GOAL OF THE EXERCISE:
Transcribe the whole listing below without changing a word, but leave out every image.

INFORMATION SUPPLIED:
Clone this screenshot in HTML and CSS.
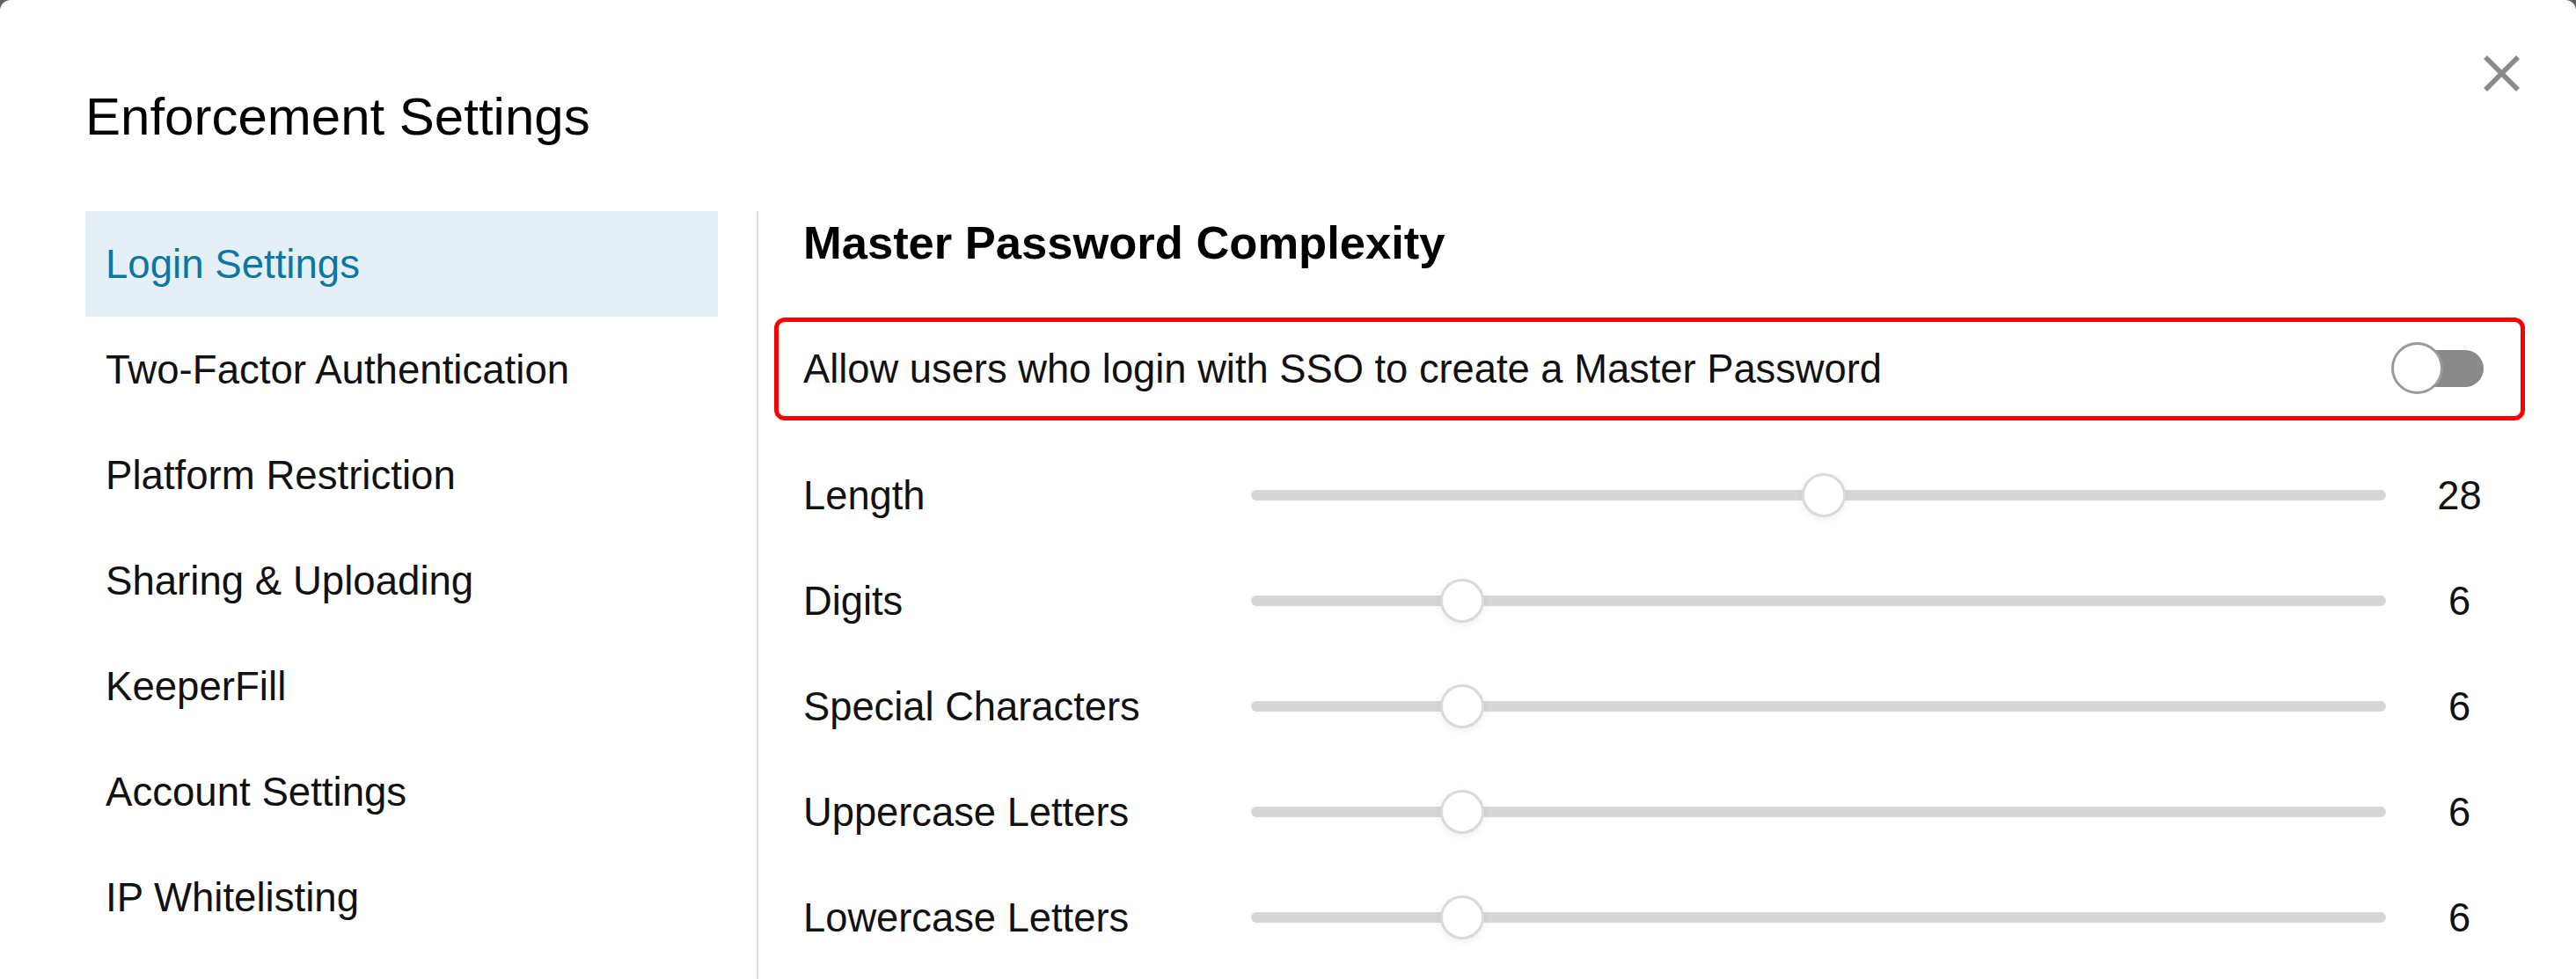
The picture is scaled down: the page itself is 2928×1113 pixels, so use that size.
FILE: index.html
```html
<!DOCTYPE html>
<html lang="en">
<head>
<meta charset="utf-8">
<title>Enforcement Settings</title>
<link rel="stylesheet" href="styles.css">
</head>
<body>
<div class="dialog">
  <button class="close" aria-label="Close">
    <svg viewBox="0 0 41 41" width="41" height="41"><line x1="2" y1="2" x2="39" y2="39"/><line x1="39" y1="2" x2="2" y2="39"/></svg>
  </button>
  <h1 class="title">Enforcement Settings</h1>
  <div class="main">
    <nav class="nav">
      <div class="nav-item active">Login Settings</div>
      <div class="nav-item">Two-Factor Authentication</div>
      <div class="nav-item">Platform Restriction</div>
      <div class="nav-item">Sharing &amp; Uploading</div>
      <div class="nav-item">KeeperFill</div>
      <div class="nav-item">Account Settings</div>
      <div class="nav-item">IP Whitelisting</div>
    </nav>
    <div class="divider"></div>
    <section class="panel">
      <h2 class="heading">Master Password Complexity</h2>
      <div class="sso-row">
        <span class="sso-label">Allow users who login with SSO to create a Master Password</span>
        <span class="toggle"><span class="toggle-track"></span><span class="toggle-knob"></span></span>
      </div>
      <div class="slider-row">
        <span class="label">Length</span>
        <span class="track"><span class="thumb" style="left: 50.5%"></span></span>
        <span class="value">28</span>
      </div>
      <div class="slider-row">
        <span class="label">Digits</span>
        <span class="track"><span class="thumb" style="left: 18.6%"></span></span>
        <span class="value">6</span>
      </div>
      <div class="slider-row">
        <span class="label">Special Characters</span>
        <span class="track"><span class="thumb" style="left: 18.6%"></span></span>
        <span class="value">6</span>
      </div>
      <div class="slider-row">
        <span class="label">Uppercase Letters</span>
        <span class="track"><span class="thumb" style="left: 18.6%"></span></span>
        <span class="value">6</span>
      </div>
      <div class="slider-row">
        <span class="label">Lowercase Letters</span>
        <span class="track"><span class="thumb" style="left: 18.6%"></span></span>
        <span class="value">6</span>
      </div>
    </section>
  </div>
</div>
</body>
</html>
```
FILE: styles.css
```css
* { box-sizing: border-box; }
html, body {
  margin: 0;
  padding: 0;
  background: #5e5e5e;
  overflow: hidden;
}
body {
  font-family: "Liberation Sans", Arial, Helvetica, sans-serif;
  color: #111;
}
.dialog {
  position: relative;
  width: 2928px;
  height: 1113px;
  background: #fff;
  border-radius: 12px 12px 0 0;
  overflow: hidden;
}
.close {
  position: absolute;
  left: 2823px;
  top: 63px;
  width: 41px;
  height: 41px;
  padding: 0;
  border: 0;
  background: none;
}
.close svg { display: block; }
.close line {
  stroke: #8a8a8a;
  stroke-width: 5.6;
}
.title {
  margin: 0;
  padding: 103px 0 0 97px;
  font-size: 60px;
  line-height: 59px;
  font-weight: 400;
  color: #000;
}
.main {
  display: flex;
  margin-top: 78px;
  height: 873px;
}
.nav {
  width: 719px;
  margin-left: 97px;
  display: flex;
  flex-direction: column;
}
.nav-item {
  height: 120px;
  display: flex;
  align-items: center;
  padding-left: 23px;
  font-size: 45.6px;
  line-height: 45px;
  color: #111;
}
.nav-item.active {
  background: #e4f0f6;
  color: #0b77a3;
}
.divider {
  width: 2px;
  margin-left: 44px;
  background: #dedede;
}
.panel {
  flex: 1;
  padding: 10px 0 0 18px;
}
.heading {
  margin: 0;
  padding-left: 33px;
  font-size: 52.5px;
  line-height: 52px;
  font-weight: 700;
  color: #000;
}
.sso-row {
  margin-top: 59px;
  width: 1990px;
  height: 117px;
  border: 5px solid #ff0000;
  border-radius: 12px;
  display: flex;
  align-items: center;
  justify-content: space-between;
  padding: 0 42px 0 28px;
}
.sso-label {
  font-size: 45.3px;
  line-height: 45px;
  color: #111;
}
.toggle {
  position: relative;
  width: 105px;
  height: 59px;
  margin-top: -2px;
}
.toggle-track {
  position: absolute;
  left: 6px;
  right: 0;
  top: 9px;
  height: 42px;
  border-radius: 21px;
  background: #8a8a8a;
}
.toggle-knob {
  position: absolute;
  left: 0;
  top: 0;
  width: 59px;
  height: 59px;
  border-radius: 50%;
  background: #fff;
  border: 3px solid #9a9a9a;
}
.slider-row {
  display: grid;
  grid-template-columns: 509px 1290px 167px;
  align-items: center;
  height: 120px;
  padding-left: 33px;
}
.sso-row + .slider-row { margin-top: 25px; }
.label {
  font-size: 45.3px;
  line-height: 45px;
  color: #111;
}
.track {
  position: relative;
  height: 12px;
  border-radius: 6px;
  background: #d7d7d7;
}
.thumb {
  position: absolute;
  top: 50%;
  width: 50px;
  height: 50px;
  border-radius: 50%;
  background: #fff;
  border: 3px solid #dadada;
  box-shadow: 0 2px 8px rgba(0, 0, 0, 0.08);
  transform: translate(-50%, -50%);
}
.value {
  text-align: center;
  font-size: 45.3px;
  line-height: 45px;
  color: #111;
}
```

WRITTEN RESPONSE:
Clone this screenshot in HTML and CSS.
The picture is scaled down: the page itself is 2928×1113 pixels, so use that size.
FILE: index.html
```html
<!DOCTYPE html>
<html lang="en">
<head>
<meta charset="utf-8">
<title>Enforcement Settings</title>
<link rel="stylesheet" href="styles.css">
</head>
<body>
<div class="dialog">
  <button class="close" aria-label="Close">
    <svg viewBox="0 0 41 41" width="41" height="41"><line x1="2" y1="2" x2="39" y2="39"/><line x1="39" y1="2" x2="2" y2="39"/></svg>
  </button>
  <h1 class="title">Enforcement Settings</h1>
  <div class="main">
    <nav class="nav">
      <div class="nav-item active">Login Settings</div>
      <div class="nav-item">Two-Factor Authentication</div>
      <div class="nav-item">Platform Restriction</div>
      <div class="nav-item">Sharing &amp; Uploading</div>
      <div class="nav-item">KeeperFill</div>
      <div class="nav-item">Account Settings</div>
      <div class="nav-item">IP Whitelisting</div>
    </nav>
    <div class="divider"></div>
    <section class="panel">
      <h2 class="heading">Master Password Complexity</h2>
      <div class="sso-row">
        <span class="sso-label">Allow users who login with SSO to create a Master Password</span>
        <span class="toggle"><span class="toggle-track"></span><span class="toggle-knob"></span></span>
      </div>
      <div class="slider-row">
        <span class="label">Length</span>
        <span class="track"><span class="thumb" style="left: 50.5%"></span></span>
        <span class="value">28</span>
      </div>
      <div class="slider-row">
        <span class="label">Digits</span>
        <span class="track"><span class="thumb" style="left: 18.6%"></span></span>
        <span class="value">6</span>
      </div>
      <div class="slider-row">
        <span class="label">Special Characters</span>
        <span class="track"><span class="thumb" style="left: 18.6%"></span></span>
        <span class="value">6</span>
      </div>
      <div class="slider-row">
        <span class="label">Uppercase Letters</span>
        <span class="track"><span class="thumb" style="left: 18.6%"></span></span>
        <span class="value">6</span>
      </div>
      <div class="slider-row">
        <span class="label">Lowercase Letters</span>
        <span class="track"><span class="thumb" style="left: 18.6%"></span></span>
        <span class="value">6</span>
      </div>
    </section>
  </div>
</div>
</body>
</html>
```
FILE: styles.css
```css
* { box-sizing: border-box; }
html, body {
  margin: 0;
  padding: 0;
  background: #5e5e5e;
  overflow: hidden;
}
body {
  font-family: "Liberation Sans", Arial, Helvetica, sans-serif;
  color: #111;
}
.dialog {
  position: relative;
  width: 2928px;
  height: 1113px;
  background: #fff;
  border-radius: 12px 12px 0 0;
  overflow: hidden;
}
.close {
  position: absolute;
  left: 2823px;
  top: 63px;
  width: 41px;
  height: 41px;
  padding: 0;
  border: 0;
  background: none;
}
.close svg { display: block; }
.close line {
  stroke: #8a8a8a;
  stroke-width: 5.6;
}
.title {
  margin: 0;
  padding: 103px 0 0 97px;
  font-size: 60px;
  line-height: 59px;
  font-weight: 400;
  color: #000;
}
.main {
  display: flex;
  margin-top: 78px;
  height: 873px;
}
.nav {
  width: 719px;
  margin-left: 97px;
  display: flex;
  flex-direction: column;
}
.nav-item {
  height: 120px;
  display: flex;
  align-items: center;
  padding-left: 23px;
  font-size: 45.6px;
  line-height: 45px;
  color: #111;
}
.nav-item.active {
  background: #e4f0f6;
  color: #0b77a3;
}
.divider {
  width: 2px;
  margin-left: 44px;
  background: #dedede;
}
.panel {
  flex: 1;
  padding: 10px 0 0 18px;
}
.heading {
  margin: 0;
  padding-left: 33px;
  font-size: 52.5px;
  line-height: 52px;
  font-weight: 700;
  color: #000;
}
.sso-row {
  margin-top: 59px;
  width: 1990px;
  height: 117px;
  border: 5px solid #ff0000;
  border-radius: 12px;
  display: flex;
  align-items: center;
  justify-content: space-between;
  padding: 0 42px 0 28px;
}
.sso-label {
  font-size: 45.3px;
  line-height: 45px;
  color: #111;
}
.toggle {
  position: relative;
  width: 105px;
  height: 59px;
  margin-top: -2px;
}
.toggle-track {
  position: absolute;
  left: 6px;
  right: 0;
  top: 9px;
  height: 42px;
  border-radius: 21px;
  background: #8a8a8a;
}
.toggle-knob {
  position: absolute;
  left: 0;
  top: 0;
  width: 59px;
  height: 59px;
  border-radius: 50%;
  background: #fff;
  border: 3px solid #9a9a9a;
}
.slider-row {
  display: grid;
  grid-template-columns: 509px 1290px 167px;
  align-items: center;
  height: 120px;
  padding-left: 33px;
}
.sso-row + .slider-row { margin-top: 25px; }
.label {
  font-size: 45.3px;
  line-height: 45px;
  color: #111;
}
.track {
  position: relative;
  height: 12px;
  border-radius: 6px;
  background: #d7d7d7;
}
.thumb {
  position: absolute;
  top: 50%;
  width: 50px;
  height: 50px;
  border-radius: 50%;
  background: #fff;
  border: 3px solid #dadada;
  box-shadow: 0 2px 8px rgba(0, 0, 0, 0.08);
  transform: translate(-50%, -50%);
}
.value {
  text-align: center;
  font-size: 45.3px;
  line-height: 45px;
  color: #111;
}
```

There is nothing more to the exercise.